Based on the aforementioned analysis, this paper presents the following recommendations: (1) Regions experiencing a decline in EEQ within China should consider adjusting their development strategies. Emphasis should be placed on achieving sustainable development by establishing a robust environmental monitoring system that enables real-time assessment of environmental quality. Concurrently, fostering collaboration among regions to collectively address challenges and facilitate resource sharing and environmental protection synergies is essential. (2) The ecological restoration strategy has played a pivotal role in enhancing China’s EEQ since its inception. China should continue to implement this strategy and institute an ecological compensation mechanism to facilitate the necessary conditions for ecological restoration efforts. (3) The establishment of an ecological red line is imperative in order to rigorously regulate the exploitation and overgrazing of China’s Inner Mongolian Plateau, Loess Plateau, and Tibetan Plateau. In regions characterized by delicate climatic and natural environments, tailored recovery strategies must be developed to ameliorate the local ecological landscape.

5.4. Contribution of the Study

RSEI was first proposed by Xu et al. in 2013 [11], who aimed to remedy the cumbersome calculation process of the EI index (proposed by the Ministry of Ecology and Environment of China) by creating a simple index that can be equivalently substituted with the EI index. Since its introduction, the RSEI has been widely used in China and other parts of the world to monitor the quality of ecosystems. However, we have not yet seen any article exploring the applicability of the RSEI index in China. For this reason, with the help of the Ministry of Ecology and Environment of China, we conducted the first evaluation study on the applicability of the RSEI index in China and found that the RSEI index is not suitable for regions with poor ecological environments, which is mainly due to the lack of indicators that can characterize regional ecosystem services in the evaluation system of the RSEI index. Therefore, we combined the RSEI and EI indices and introduced the land-use abundance index to create the CHEQ, a universal ecological quality index for China, which compensates for the low applicability of the RSEI index and the cumbersome calculation of the EI. In addition, we analyzed the drivers of spatial and temporal changes in EEQ in China in the last two decades from the perspectives of both climate change and human activities. Combined with the analyses in Section 5.1, Section 5.2 and Section 5.3, our study not only provides reference value for the implementation of future ecological restoration projects in China, but is also expected to provide certain valuable suggestions for scholars to carry out research on the mechanism of the impact of ecological restoration projects on EEQ.

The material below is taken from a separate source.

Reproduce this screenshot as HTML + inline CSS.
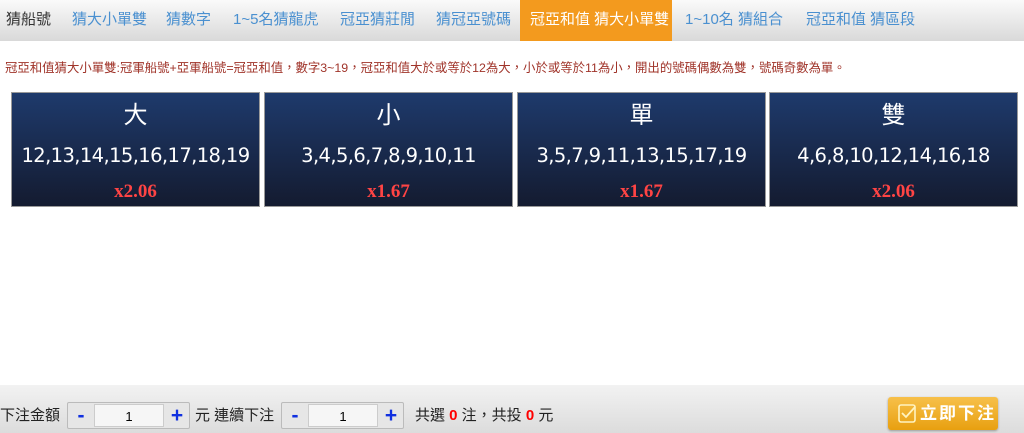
<!DOCTYPE html>
<html><head><meta charset="utf-8"><style>
*{margin:0;padding:0;box-sizing:border-box}
body{width:1024px;height:433px;background:#fff;font-family:"Liberation Sans","Noto Sans CJK TC",sans-serif;position:relative;overflow:hidden}
.nav{position:absolute;left:0;top:0;width:1024px;height:41px;background:linear-gradient(#fafafa,#d9d9d9)}
.nav span{position:absolute;top:0;line-height:40px;font-size:15px;color:#4a90d0;white-space:nowrap}
.nav .act{background:#f39a1e;color:#fff;height:41px;padding:0 10px}
.desc{position:absolute;left:5px;top:58px;font-size:12.4px;color:#a0342a;white-space:nowrap}
.box{position:absolute;top:92px;width:249px;height:115px;background:linear-gradient(#1e3a6c,#141b30);border:1px solid #999;text-align:center;color:#fff}
.box .t{font-size:24px;margin-top:8px;line-height:30px}
.box .n{font-size:19.5px;margin-top:12px;line-height:26px;font-family:"DejaVu Sans","Noto Sans CJK TC",sans-serif;letter-spacing:-0.6px}
.box .o{font-family:"Liberation Serif",serif;font-weight:bold;color:#f44;font-size:19px;margin-top:12px}
.bot{position:absolute;left:0;top:385px;width:1024px;height:48px;background:linear-gradient(#f2f2f2,#dcdcdc)}
.bot .l{position:absolute;top:19px;font-size:15px;color:#222;white-space:nowrap}
.pm{position:absolute;top:17px;width:123px;height:27px;border:1px solid #bbb;background:#e6e6e6;border-radius:2px}
.pm b{position:absolute;top:0;width:26px;line-height:25px;text-align:center;color:#1030e0;font-size:21px}
.pm i{position:absolute;left:26px;top:1px;width:70px;height:23px;background:#f6f6f6;font-style:normal;text-align:center;line-height:23px;font-size:13px;border:1px solid #ccc}
.red{color:#f00;font-weight:bold}
.btn{position:absolute;left:888px;top:397px;width:110px;height:33px;background:linear-gradient(#f7c04a,#e8a010);border-radius:3px;color:#fff;font-weight:bold;font-size:17px;line-height:33px;padding-left:32px;letter-spacing:2px;box-shadow:0 1px 2px #999}
.btn svg{position:absolute;left:10px;top:7px}
</style></head><body>
<div class="nav">
<span style="left:6px;color:#333">猜船號</span>
<span style="left:72px">猜大小單雙</span>
<span style="left:166px">猜數字</span>
<span style="left:233px">1~5名猜龍虎</span>
<span style="left:340px">冠亞猜莊閒</span>
<span style="left:436px">猜冠亞號碼</span>
<span class="act" style="left:520px;width:152px">冠亞和值 猜大小單雙</span>
<span style="left:685px">1~10名 猜組合</span>
<span style="left:806px">冠亞和值 猜區段</span>
</div>
<div class="desc">冠亞和值猜大小單雙:冠軍船號+亞軍船號=冠亞和值，數字3~19，冠亞和值大於或等於12為大，小於或等於11為小，開出的號碼偶數為雙，號碼奇數為單。</div>
<div class="box" style="left:11px"><div class="t">大</div><div class="n">12,13,14,15,16,17,18,19</div><div class="o">x2.06</div></div>
<div class="box" style="left:264px"><div class="t">小</div><div class="n">3,4,5,6,7,8,9,10,11</div><div class="o">x1.67</div></div>
<div class="box" style="left:517px"><div class="t">單</div><div class="n">3,5,7,9,11,13,15,17,19</div><div class="o">x1.67</div></div>
<div class="box" style="left:769px"><div class="t">雙</div><div class="n">4,6,8,10,12,14,16,18</div><div class="o">x2.06</div></div>
<div class="bot">
<span class="l" style="left:0">下注金額</span>
<div class="pm" style="left:67px"><b style="left:0">-</b><i>1</i><b style="left:96px">+</b></div>
<span class="l" style="left:195px">元 連續下注</span>
<div class="pm" style="left:281px"><b style="left:0">-</b><i>1</i><b style="left:96px">+</b></div>
<span class="l" style="left:415px">共選 <span class="red">0</span> 注，共投 <span class="red">0</span> 元</span>
</div>
<div class="btn"><svg width="20" height="20" viewBox="0 0 20 20"><rect x="1" y="1" width="16" height="17" rx="2" fill="none" stroke="#fff3c0" stroke-width="1.6"/><path d="M4 9l4 4 9-10" fill="none" stroke="#fff3c0" stroke-width="1.8"/></svg>立即下注</div>
</body></html>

6. Recommendation and Conclusions

6.1. Recommendation

Concerning the prospective development of China’s EEQ, it is noteworthy that the projected EEQ improvement encompasses 56.70% of China’s total land area. However, there remain regions exhibiting a declining trend in EEQ. These areas are primarily situated within the Loess Plateau, Tarim Basin, Inner Mongolia Plateau, and Tibet region of China, characterized by fragile ecosystems influenced by intricate climatic factors and geographic conditions. Consequently, pertinent authorities should establish more scientifically informed and rational ecological planning approaches. This should be coupled with a steadfast commitment to advance ERPs, emphasizing large-scale land conversion from farming to afforestation and grassland rejuvenation, averting soil degradation, and striking a harmonious balance between economic development and ecological preservation [25,39]. Furthermore, as urbanization continues to advance in China, regions of high economic development such as the Yangtze River Delta and the Pearl River Delta may encounter future declines in EEQ. These areas are especially vulnerable to EEQ degradation due to high population density and the gradual expansion of urban areas. To ameliorate the quality of the local ecological environment in these urban settings, the incorporation of resilient green spaces, including parks, gardens, and green infrastructure, is recommended in order to increase urban green space coverage, elevate the city’s greening ratio, and mitigate the urban heat island effect.

6.2. Conclusions

This study focuses on unveiling the spatial and temporal characteristics of EEQ in China, exploring its response to both climate change and human activities spanning from 2002 to 2019. Our findings reveal a substantial improvement in EEQ across most regions of China over the past 18 years, with a particularly pronounced recovery observed in the northeastern, Loess Plateau, and southern regions. This improvement can be attributed to the successive launch of ERPs, including TNSDP, NFRPP, and wetland protection and restoration initiatives. Together, climatic factors and human activities account for 78.82% of the EEQ variation in China, significantly contributing to its overall enhancement. Notably, climatic factors exert a greater influence, representing approximately 79.19% of the total impact, while human activities contribute to the remaining 20.81%.

The outcomes of this research offer valuable insights into the dynamics of China’s ecological quality and the factors influencing it. Our quantitative analysis, assessing the respective contributions of ecological restoration efforts and climate change, furnishes policymakers and stakeholders with actionable recommendations. The knowledge derived from this study can effectively guide efforts to promote ecological well-being and sustainable development in China, as the nation navigates the delicate balance between economic expansion and ecological preservation.